Minister of Information Khieu Kanharith (right) chairs a meeting to discuss how to combat ‘fake news’ on social media yesterday. Facebook
Minister of Information Khieu Kanharith (right) chairs a meeting to discuss how to combat ‘fake news’ on social media yesterday. Facebook

Ministry targets ‘fake news’

The Ministry of Information held a closed-door meeting yesterday to discuss how to combat so-called fake news on social media.

Ministry spokesman Ouk Kimseng said Information Minister Khieu Kanharith called the meeting yesterday but declined to go into detail about the ideas discussed.

“It’s just brainstorming,” Kimseng said. “The minister advised us he wants us to talk about how to come to the front to respond to fake news on social media.”

Kimseng denied that officials are drafting new regulations on the issue, despite the fact that the ministry said on its Facebook page yesterday that officials were discussing an “inter-ministerial prakas”.

He also said the discussion had nothing to do with a proposed “social media law” announced by ruling party lawmaker Chheang Vun last month. At the time, Vun said lawmakers were seeking to punish social media users who are “attacking public figures illegally without evidence”.

When contacted yesterday, Vun would only say, “I don’t talk to The Phnom Penh Post.”

Minister of Information Khieu Kanharith could not be reached yesterday and Interior Ministry spokesman Khieu Sopheak said he did not have information about any social media laws because they are “not my responsibility”.

Prosecutions for online speech have spiked in the past year, a trend that Cambodian Center for Human Rights Director Chak Sopheap called “deeply troubling”.

In the most recent example, a man from Kampong Cham province was arrested on his wedding day last month for calling the Cambodian government “authoritarian” in a video clip on Facebook.

According to Sopheap, the term “fake news” is often used by politicians in both the US and Cambodia to stifle criticism of their own shortcomings. “The key difference in Cambodia is that the government has the power to actually follow through on its criticisms,” she said in an email.

With the closure of independent media outlets like Radio Free Asia and the Cambodia Daily, “more and more Cambodians are likely to take to social media as both a news source and a platform for self-expression”, Sopheap added. “As such, the increasing attention being paid to the online space is unsurprising, though it should be treated with serious concern.”

She also said that any legislative processes should be conducted transparently, with the input of civil society and the public.

Legal expert Yoeurng Sotheara said that any new regulations or proclamations must follow the “parent laws” – in this case the Cambodian Constitution.

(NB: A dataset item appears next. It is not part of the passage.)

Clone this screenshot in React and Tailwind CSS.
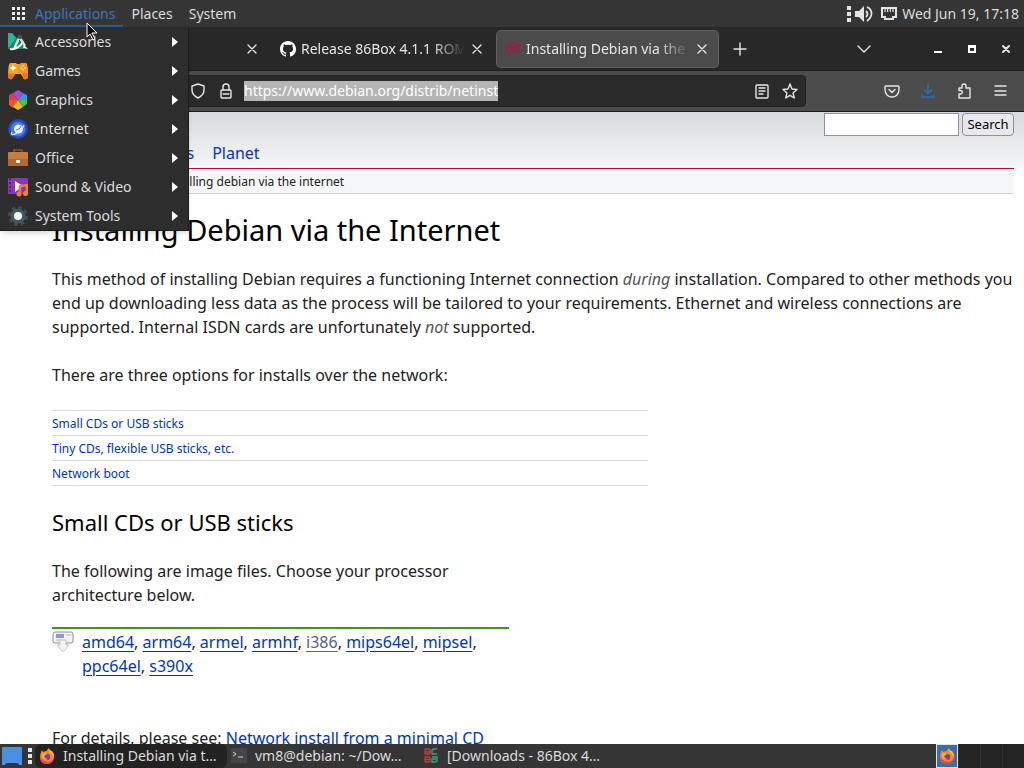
import { useState } from "react"
import clsx from "clsx"

function AccessoriesIcon() {
  return (
    <svg viewBox="0 0 20 20" className="size-5">
      <path d="M0 1h4l12 13v3H0z" fill="#178a74" />
      <path d="M0 1h4l4 5-7 9H0z" fill="#2bb597" />
      <path d="M2 17c5 1 11-2 13-8" fill="none" stroke="#f4f4f4" strokeWidth="2" />
      <path d="M11 6L7 15M12 6l5 8" stroke="#d8dcde" strokeWidth="2.4" />
      <path d="M7 13l-3 5 5-3zM16 13l4 4-5-1z" fill="#fff" />
      <circle cx="12" cy="5" r="2.2" fill="#44545c" />
    </svg>
  )
}

function GamesIcon() {
  return (
    <svg viewBox="0 0 20 20" className="size-5">
      <path d="M2 2h6l1 1h3l1-1h5q2 1 2 14-1 3-4 2l-3-5H7l-3 5q-3 1-4-2Q0 3 2 2z" fill="#f9a61b" />
      <path d="M10 3h2l1-1h5q2 1 2 14-1 3-4 2l-3-5h-3z" fill="#f8941f" />
      <path d="M2.500 7h5M5 4.500v5" stroke="#fff" strokeWidth="1.800" />
      <path d="M15 4v1.600M15 8v1.600M12.500 7h1.600M16.200 7h1.600" stroke="#fff3d0" strokeWidth="1.600" />
      <path d="M0 12l6 1-2 5q-3 1-4-2zM20 12l-6 1 2 5q3 1 4-2z" fill="#f2701c" />
    </svg>
  )
}

function GraphicsIcon() {
  return (
    <svg viewBox="0 0 20 20" className="size-5">
      <path d="M10 0l5 3-5 7-5-7z" fill="#a44be0" />
      <path d="M5 3L1 5v6l9-1z" fill="#e53b55" />
      <path d="M1 10v5l4 3 5-8z" fill="#f5502c" />
      <path d="M5 17l5 3 5-3-5-7z" fill="#fcb917" />
      <path d="M15 17l4-3v-5l-9 1z" fill="#48c04c" />
      <path d="M15 3l4 2v5h-9z" fill="#249ff0" />
    </svg>
  )
}

function InternetIcon() {
  return (
    <svg viewBox="0 0 20 20" className="size-5">
      <circle cx="10" cy="10" r="10" fill="#2446b8" />
      <circle cx="10" cy="10" r="7.500" fill="#3f7bf0" />
      <circle cx="10.500" cy="10" r="4.500" fill="#f2f6ff" />
      <path d="M4 13q-2 4 3 2 6-2 9-9" fill="none" stroke="#dce8ff" strokeWidth="1.400" />
      <path d="M8 11q4 0 5-4" fill="none" stroke="#3f7bf0" strokeWidth="1" />
    </svg>
  )
}

function OfficeIcon() {
  return (
    <svg viewBox="0 0 20 20" className="size-5">
      <path d="M6 5V2h8v3" fill="none" stroke="#8a5427" strokeWidth="1.600" />
      <rect y="4" width="20" height="14" rx="1" fill="#c77c3e" />
      <path d="M0 11h20v6a1 1 0 01-1 1H1a1 1 0 01-1-1z" fill="#b0682f" />
      <rect x="8" y="12" width="4" height="3" rx="1" fill="#fff" />
    </svg>
  )
}

function MediaIcon() {
  return (
    <svg viewBox="0 0 20 20" className="size-5">
      <rect y="1" width="20" height="16" rx="1" fill="#8a35ba" />
      <path d="M2 1v16" stroke="#5c2480" strokeWidth="2" strokeDasharray="2 2" />
      <path d="M7 4l8 5-8 6z" fill="#fff" />
      <path d="M12 17V9l7-1v8" fill="none" stroke="#f58220" strokeWidth="2.400" />
      <circle cx="11" cy="17" r="2.500" fill="#f58220" />
      <circle cx="17.500" cy="16.500" r="2.500" fill="#f9862a" />
    </svg>
  )
}

function ToolsIcon() {
  return (
    <svg viewBox="0 0 20 20" className="size-5">
      <circle cx="10" cy="10" r="8.500" fill="none" stroke="#3c4d53" strokeWidth="3" strokeDasharray="3.700 2.970" />
      <circle cx="10" cy="10" r="7.500" fill="#44575e" />
      <circle cx="10" cy="10" r="4" fill="#f4fafa" />
    </svg>
  )
}

function FirefoxIcon() {
  return (
    <svg viewBox="0 0 16 16" className="size-4 shrink-0">
      <path d="M2 4l1-2 1 2q2-1 4-1 0-2 2-3 0 2 2 3l1 0q3 3 2 7-2 6-7 6-6 0-7-6 0-3 1-6z" fill="#ff8a1c" />
      <path d="M10 0q0 2 2 3 3 3 3 6l-2-3q-3-2-3-6z" fill="#ffd93b" />
      <path d="M1 8q0 8 7 8 6 0 7-6-3 4-7 4-5-1-7-6z" fill="#ef3d45" />
      <circle cx="8" cy="9" r="3.200" fill="#7b3fb5" />
      <path d="M3 6q3-2 5 0l-3 2q1 3 4 3-4 2-6-2z" fill="#ffab2e" />
    </svg>
  )
}

function Stroke({ children, className = "size-4", width = 1.4 }) {
  return (
    <svg
      viewBox="0 0 16 16"
      fill="none"
      stroke="currentColor"
      strokeWidth={width}
      strokeLinecap="round"
      strokeLinejoin="round"
      className={className}
    >
      {children}
    </svg>
  )
}

function CloseMark() {
  return (
    <Stroke width={1.3}>
      <path d="M4 4l8 8M12 4l-8 8" />
    </Stroke>
  )
}

function Handle() {
  return (
    <span className="flex flex-col gap-[2px]">
      <span className="size-1 bg-[#e4e4e4]" />
      <span className="size-1 bg-[#e4e4e4]" />
      <span className="size-1 bg-[#e4e4e4]" />
    </span>
  )
}

const menuItems = [
  { label: "Accessories", Icon: AccessoriesIcon },
  { label: "Games", Icon: GamesIcon },
  { label: "Graphics", Icon: GraphicsIcon },
  { label: "Internet", Icon: InternetIcon },
  { label: "Office", Icon: OfficeIcon },
  { label: "Sound & Video", Icon: MediaIcon },
  { label: "System Tools", Icon: ToolsIcon },
]

const sections = ["Small CDs or USB sticks", "Tiny CDs, flexible USB sticks, etc.", "Network boot"]
const archs = ["amd64", "arm64", "armel", "armhf", "i386", "mips64el", "mipsel", "ppc64el", "s390x"]

function TopPanel() {
  return (
    <header className="relative z-20 flex h-[27px] shrink-0 items-center bg-[#353535] text-[#dcdcdc]">
      <button type="button" className="flex h-full items-center gap-[9px] border-b-2 border-[#215d9c] pt-[2px] pr-2 pl-3 text-[#3f74b8]">
        <svg viewBox="0 0 14 14" className="size-[14px]" fill="#eeeeee">
          {[0, 5, 10].map((y) => [0, 5, 10].map((x) => <rect key={`${x}-${y}`} x={x} y={y} width="3" height="3" />))}
        </svg>
        Applications
      </button>
      <button type="button" className="px-2">Places</button>
      <button type="button" className="px-2">System</button>

      <div className="ml-auto flex items-center gap-1 pr-[5px]">
        <Handle />
        <svg viewBox="0 0 18 16" className="h-4 w-[18px]" fill="#e4e4e4">
          <path d="M0 5h4l5-5v16l-5-5H0z" />
          <path d="M11 5q3 3 0 6M12 1q6 3 4 9-1 3-4 5" fill="none" stroke="#e4e4e4" strokeWidth="1.8" />
        </svg>
        <svg viewBox="0 0 16 16" className="ml-1 size-4" fill="none" stroke="#e4e4e4" strokeWidth="2">
          <path d="M1 2h14v9h-3v2H4v-2H1z" />
          <path d="M4 3v3M6.600 3v3M9.300 3v3M12 3v3" strokeWidth="1.200" />
        </svg>
        <time className="pl-px">Wed Jun 19, 17:18</time>
      </div>
    </header>
  )
}

function AppMenu() {
  return (
    <ul className="absolute top-[27px] left-0 z-30 w-[189px] border-r border-b border-[#1c1c1c] bg-[#2d2d2d] text-[#dcdcdc] shadow-md">
      {menuItems.map(({ label, Icon }) => (
        <li key={label}>
          <button type="button" className="flex h-[29px] w-full items-center pr-[10px] pl-2 text-left">
            <Icon />
            <span className="flex-1 pl-[7px]">{label}</span>
            <svg viewBox="0 0 6 10" className="h-[10px] w-[6px]" fill="#ffffff">
              <path d="M0 0l6 5-6 5z" />
            </svg>
          </button>
        </li>
      ))}
    </ul>
  )
}

function Tab({ icon, title, active }) {
  return (
    <div
      className={clsx(
        "flex h-9 w-[221px] shrink-0 items-center rounded-sm pr-2 pl-2",
        active && "bg-[#4b4b4b] ring-1 ring-[#606060]"
      )}
    >
      {icon}
      <span className="mr-1 ml-[5px] flex-1 overflow-hidden mask-r-from-80% whitespace-nowrap">{title}</span>
      <button type="button" aria-label="Close tab">
        <CloseMark />
      </button>
    </div>
  )
}

function BrowserChrome() {
  const [url, setUrl] = useState("https://www.debian.org/distrib/netinst")

  return (
    <div className="shrink-0 text-[#e6e6e6]">
      <div className="flex h-11 items-center gap-1 border-b border-[#1c1c1c] bg-[#282828] pr-[10px] pl-[47px]">
        <Tab icon={<span className="size-4" />} title="" />
        <Tab
          icon={
            <svg viewBox="0 0 16 16" className="size-4 shrink-0" fill="#ffffff">
              <path d="M8 0C3.58 0 0 3.58 0 8c0 3.54 2.29 6.53 5.47 7.59.4.07.55-.17.55-.38 0-.19-.01-.82-.01-1.49-2.01.37-2.53-.49-2.69-.94-.09-.23-.48-.94-.82-1.13-.28-.15-.68-.52-.01-.53.63-.01 1.08.58 1.23.82.72 1.21 1.87.87 2.33.66.07-.52.28-.87.51-1.07-1.78-.2-3.64-.89-3.64-3.95 0-.87.31-1.59.82-2.15-.08-.2-.36-1.02.08-2.12 0 0 .67-.21 2.2.82.64-.18 1.32-.27 2-.27s1.36.09 2 .27c1.53-1.04 2.2-.82 2.2-.82.44 1.1.16 1.92.08 2.12.51.56.82 1.27.82 2.15 0 3.07-1.87 3.75-3.65 3.95.29.25.54.73.54 1.48 0 1.07-.01 1.93-.01 2.2 0 .21.15.46.55.38A8.01 8.01 0 0016 8c0-4.42-3.58-8-8-8z" />
            </svg>
          }
          title="Release 86Box 4.1.1 ROMs"
        />
        <Tab
          active
          icon={
            <svg viewBox="0 0 16 16" className="size-4 shrink-0" fill="none" stroke="#a01c48" strokeWidth="2">
              <path d="M6 15C1 12 0 7 3 4 6 0 12 1 14 5c1 4-2 7-5 6-3 0-4-3-2-5 2-1 4 0 3 2" />
            </svg>
          }
          title="Installing Debian via the Internet"
        />
        <button type="button" aria-label="New tab" className="ml-[10px]">
          <Stroke><path d="M2 8h12M8 2v12" /></Stroke>
        </button>
        <div className="ml-auto flex items-center gap-[18px]">
          <button type="button" aria-label="List all tabs" className="mr-10">
            <Stroke><path d="M2 5l6 6 6-6" /></Stroke>
          </button>
          <button type="button" aria-label="Minimize" className="flex size-4 items-end justify-center pb-1">
            <span className="h-[2px] w-2 bg-white" />
          </button>
          <button type="button" aria-label="Maximize" className="flex size-4 items-center justify-center">
            <span className="size-2 border-2 border-t-3 border-white" />
          </button>
          <button type="button" aria-label="Close window">
            <Stroke width={2}><path d="M5 5l6 6M11 5l-6 6" /></Stroke>
          </button>
        </div>
      </div>

      <div className="flex h-[41px] items-center border-b border-[#1c1c1c] bg-[#4b4b4b] pr-4 pl-[140px]">
        <div className="flex h-[32px] flex-1 items-center rounded-sm border border-[#1f1f1f] bg-[#2a2a2a] px-[7px]">
          <Stroke className="ml-[42px] size-4 shrink-0">
            <path d="M8 1l6 2v4q0 5-6 8-6-3-6-8V3z" />
          </Stroke>
          <Stroke className="ml-3 size-4 shrink-0">
            <rect x="3" y="7" width="10" height="8" rx="1" />
            <path d="M5 7V4a3 3 0 016 0v3" />
            <path d="M5 11h6" />
          </Stroke>
          <div className="flex flex-1 pl-[10px]">
            <input
              type="text"
              aria-label="Address"
              value={url}
              onChange={(e) => setUrl(e.target.value)}
              className="field-sizing-content h-5 bg-[#b5b5b5] text-white outline-none"
            />
          </div>
          <button type="button" aria-label="Reader view">
            <Stroke>
              <rect x="2" y="2" width="12" height="13" rx="1" />
              <path d="M5 5h6M5 8h6M5 11h4" />
            </Stroke>
          </button>
          <button type="button" aria-label="Bookmark" className="ml-3">
            <Stroke>
              <path d="M8 1l2 5 5 .500-4 3.500 1.300 5L8 12.300 3.700 15 5 10 1 6.500 6 6z" />
            </Stroke>
          </button>
        </div>
        <div className="ml-[78px] flex items-center gap-5">
          <button type="button" aria-label="Save to Pocket">
            <Stroke>
              <path d="M2 3h12a1 1 0 011 1v3a7 7 0 01-14 0V4a1 1 0 011-1zM5 6.500l3 3 3-3" />
            </Stroke>
          </button>
          <button type="button" aria-label="Downloads" className="text-[#2f6db8]">
            <Stroke><path d="M8 1v9M4.500 7L8 10.500 11.500 7M2 12v2h12v-2" /></Stroke>
          </button>
          <button type="button" aria-label="Extensions">
            <Stroke>
              <path d="M6 5V3a2 2 0 014 0v2h4v10H3v-4h1.500a1.500 1.500 0 000-3.500H3V5z" />
            </Stroke>
          </button>
          <button type="button" aria-label="Menu">
            <Stroke><path d="M3 3h11M3 8h11M3 12h11" /></Stroke>
          </button>
        </div>
      </div>
    </div>
  )
}

function DebianPage() {
  return (
    <div className="min-h-0 flex-1 overflow-hidden bg-white text-base text-[#222222]">
      <div className="flex h-14 justify-between bg-linear-to-b from-[#d7dade] to-[#f5f6f7] pr-[10px]">
        <nav className="flex items-end gap-[18px] pb-[3px] pl-[113px] text-[#0035c7]">
          <a href="#micronews">Micronews</a>
          <a href="#planet">Planet</a>
        </nav>
        <form className="flex h-6 gap-[3px] pt-px text-[13px]" onSubmit={(e) => e.preventDefault()}>
          <input type="text" aria-label="Search" className="w-[135px] border border-[#8f8f9d] bg-white px-1" />
          <button type="submit" className="w-[52px] rounded-sm border border-[#8f8f9d] bg-[#e9e9ed] text-black">
            Search
          </button>
        </form>
      </div>
      <p className="mr-[10px] h-[26px] border-t border-b border-t-[#c70036] border-b-[#d2d3d7] bg-[#f5f6f7] pl-[162px] text-[12px] leading-[25px]">
        installing debian via the internet
      </p>

      <main className="pr-[10px] pl-[52px]">
        <h1 className="pt-[18px] text-[29px] leading-9 text-black">Installing Debian via the Internet</h1>
        <p className="mt-[19px]">
          This method of installing Debian requires a functioning Internet connection{" "}
          <em className="text-[#555555]">during</em> installation. Compared to other methods you end up downloading
          less data as the process will be tailored to your requirements. Ethernet and wireless connections are
          supported. Internal ISDN cards are unfortunately <em className="text-[#555555]">not</em> supported.
        </p>
        <p className="mt-6">There are three options for installs over the network:</p>

        <ul className="mt-[23px] w-[62%] border-t border-[#d9dadd] text-[12px] text-[#0035c7]">
          {sections.map((name) => (
            <li key={name} className="h-[25px] border-b border-[#d9dadd] leading-[25px]">
              <a href="#section">{name}</a>
            </li>
          ))}
        </ul>

        <h2 className="mt-[22px] text-[22px] leading-7 text-black">Small CDs or USB sticks</h2>
        <div className="w-[48%] pr-[5px]">
          <p className="mt-[23px]">The following are image files. Choose your processor architecture below.</p>
          <div className="mt-5 flex border-t-2 border-[#3c9a10] pt-px">
            <svg viewBox="0 0 22 22" className="mt-px mr-2 size-[22px] shrink-0">
              <rect x="1" y="1" width="20" height="11" rx="2" fill="#f1f1f4" stroke="#93939b" />
              <rect x="4" y="3" width="8" height="4" fill="#8d98dc" />
              <path d="M14 4h5M4 9h6" stroke="#b4b4bb" />
              <path d="M8 9h6v5h3l-5 6h-2l-5-6h3z" fill="#f4f4f6" stroke="#c4c4ca" />
            </svg>
            <p>
              {archs.map((arch, i) => (
                <span key={arch}>
                  <a
                    href="#download"
                    className={clsx(
                      "underline underline-offset-3",
                      arch === "i386" ? "text-[#54638c]" : "text-[#0035c7]"
                    )}
                  >
                    {arch}
                  </a>
                  {i < archs.length - 1 && ", "}
                </span>
              ))}
            </p>
          </div>
        </div>
        <p className="mt-12">
          For details, please see: <a href="#minimal" className="text-[#0035c7] underline underline-offset-3">Network install from a minimal CD</a>
        </p>
      </main>
    </div>
  )
}

function Task({ icon, title, active }) {
  return (
    <button
      type="button"
      className={clsx("flex h-full w-48 items-center gap-2 px-1 text-left", active && "rounded-md bg-[#222222]")}
    >
      {icon}
      <span className="whitespace-nowrap">{title}</span>
    </button>
  )
}

function BottomPanel() {
  return (
    <footer className="flex h-6 shrink-0 items-center bg-[#353535] text-[#dcdcdc]">
      <button type="button" aria-label="Show desktop" className="ml-[2px]">
        <svg viewBox="0 0 20 18" className="h-[18px] w-5">
          <rect width="20" height="15" rx="1" fill="#4a90e2" />
          <path d="M0 15h20v3H17l-1-2H4l-1 2H0z" fill="#4a90e2" />
        </svg>
      </button>
      <div className="mr-[3px] ml-[6px]"><Handle /></div>
      <Task active icon={<FirefoxIcon />} title="Installing Debian via t…" />
      <Task
        icon={
          <svg viewBox="0 0 16 16" className="size-4 shrink-0">
            <rect width="16" height="15" rx="1" fill="#454545" />
            <path d="M2 4l3 2-3 2M7 9h5" fill="none" stroke="#d0d0d0" />
          </svg>
        }
        title="vm8@debian: ~/Dow…"
      />
      <Task
        icon={
          <svg viewBox="0 0 16 16" className="size-4 shrink-0" fill="none" strokeWidth="1.400">
            <rect x="2" y="1" width="5" height="5" rx="1" stroke="#c73a42" />
            <rect x="2" y="9" width="5" height="5" rx="1" stroke="#c73a42" />
            <path d="M2 4h5M2 11.500h5" stroke="#c73a42" />
            <path d="M14 1h-3q-2 0-2 2v3h5M9 9h5v3q0 2-2 2H9v-3h4" stroke="#27a67c" />
          </svg>
        }
        title="[Downloads - 86Box 4…"
      />
      <div className="ml-auto flex h-full gap-px bg-[#303030]">
        <button type="button" aria-label="Workspace 1" className="flex w-[22px] items-center justify-center border border-[#d8e4f0] bg-[#3b6ea5]">
          <FirefoxIcon />
        </button>
        <button type="button" aria-label="Workspace 2" className="w-[21px] bg-[#242424]" />
        <button type="button" aria-label="Workspace 3" className="w-[21px] bg-[#242424]" />
        <button type="button" aria-label="Workspace 4" className="w-[21px] bg-[#242424]" />
      </div>
    </footer>
  )
}

export default function App() {
  return (
    <div className="relative flex h-screen flex-col overflow-hidden font-['Noto_Sans',sans-serif] text-[14px] leading-5">
      <TopPanel />
      <AppMenu />
      <BrowserChrome />
      <DebianPage />
      <BottomPanel />

      {/* mouse pointer */}
      <svg viewBox="0 0 12 19" className="absolute top-[22px] left-[86px] z-40 h-[19px] w-3">
        <path d="M1 1v14l3-3 3 6 2-1-3-6h5z" fill="#111111" stroke="#ffffff" strokeWidth="1" />
      </svg>
    </div>
  )
}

“Chapter 3 is about the right to freedom of opinion, freedom of expression,” Sotheara said. “And this right cannot be violated.”

Sutawan Chanprasert, a Bangkok-based program officer at the Asian Forum for Human Rights and Development, agreed that the term “fake news” is so broad that it could easily become a political tool if any regulations are passed.

“The situation seems to be escalating and more serious due to the upcoming election as well, for the government to maintain their power,” Chanprasert said.